Exercise:
Extract everything from the first line through the line with "import type * as React from 'react';", both ends included, except for any pictures.

----

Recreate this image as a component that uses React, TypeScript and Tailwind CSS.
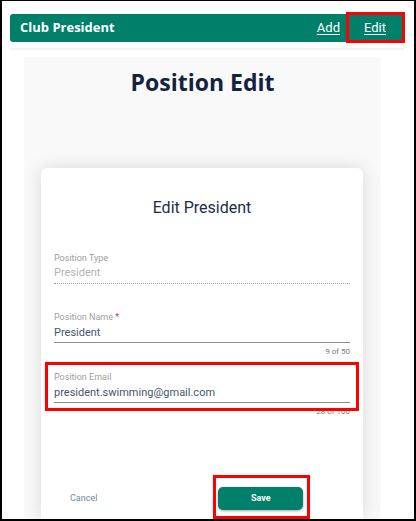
import type * as React from 'react';

const Field: React.FC<{
  label: string;
  value: string;
  required?: boolean;
  readOnly?: boolean;
  counter?: string;
}> = ({ label, value, required, readOnly, counter }) => {
  return (
    <div className="flex flex-col">
      <div className="text-[9px] leading-[10px] text-[#9e9e9e]">
        {label}
        {required && <span className="text-[#e0334c]"> *</span>}
      </div>
      <div
        className={
          readOnly
            ? 'mt-[2px] text-[11px] leading-[16px] text-[#b3b3b3] pb-[2px] border-b border-dotted border-[#9a9a9a]'
            : 'mt-[3px] text-[11px] leading-[16px] text-[#46566a] pb-[1px] border-b border-[#8c8c8c]'
        }
      >
        {value}
      </div>
      {counter && <div className="text-right text-[8px] leading-[16px] text-[#7a7a7a] mt-[1px]">{counter}</div>}
    </div>
  );
};

export default function App() {
  return (
    <div
      className="relative w-[416px] h-[521px] bg-white border-t border-l-2 border-r-2 border-b-2 border-black overflow-hidden flex flex-col pt-[13px] pl-[8px] pr-[9px]"
      style={{ fontFamily: 'Roboto, "Liberation Sans", sans-serif' }}
    >
      <div className="flex items-center h-[28px] rounded-[3px] bg-[#00806b] pl-[10px] pr-[19px] text-white shrink-0">
        <div className="font-bold text-[13px] flex-1" style={{ fontFamily: '"Open Sans", sans-serif' }}>
          Club President
        </div>
        <span className="text-[13px] underline underline-offset-2">Add</span>
        <span className="text-[13px] underline underline-offset-2 ml-[24px]">Edit</span>
      </div>

      <div className="h-[2px] mt-[6px] bg-[#f3f3f3] mr-[1px] shrink-0" />

      <div className="flex flex-col ml-[14px] w-[357px] mt-[7px] flex-1 bg-[#f9f9f9]">
        <h1
          className="text-center font-bold text-[23px] leading-[30px] text-[#13233f] pt-[10px]"
          style={{ fontFamily: '"Open Sans", sans-serif' }}
        >
          Position Edit
        </h1>

        <div className="ml-[17px] w-[322px] mt-[71px] flex-1 rounded-t-[6px] bg-white shadow-[0_0_18px_rgba(0,0,0,0.13)] px-[13px] pt-[30px]">
          <div className="text-center text-[16px] leading-[20px] text-[#1e2d47]">Edit President</div>

          <div className="flex flex-col mt-[35px]">
            <Field label="Position Type" value="President" readOnly />
            <div className="mt-[28px]">
              <Field label="Position Name" value="President" required counter="9 of 50" />
            </div>
            <div className="mt-[12px]">
              <Field label="Position Email" value="president.swimming@gmail.com" counter="28 of 100" />
            </div>
          </div>

          <div className="flex items-center mt-[67px]">
            <button className="text-[9px] text-[#6c8aa2] ml-[16px]">Cancel</button>
            <button className="ml-[121px] w-[85px] h-[23px] rounded-[5px] bg-[#00806b] text-white text-[9px] font-bold shadow-[0_1px_3px_rgba(0,0,0,0.35)]">
              Save
            </button>
          </div>
        </div>
      </div>

      <div className="absolute left-[344px] top-[11px] w-[59px] h-[31px] border-[3px] border-[#ff0000]" />
      <div className="absolute left-[43px] top-[361px] w-[314px] h-[49px] border-[3px] border-[#ff0000]" />
      <div className="absolute left-[211px] top-[474px] w-[97px] h-[44px] border-[3px] border-[#ff0000]" />
    </div>
  );
}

----

Solution:
Recreate this image as a component that uses React, TypeScript and Tailwind CSS.
import type * as React from 'react';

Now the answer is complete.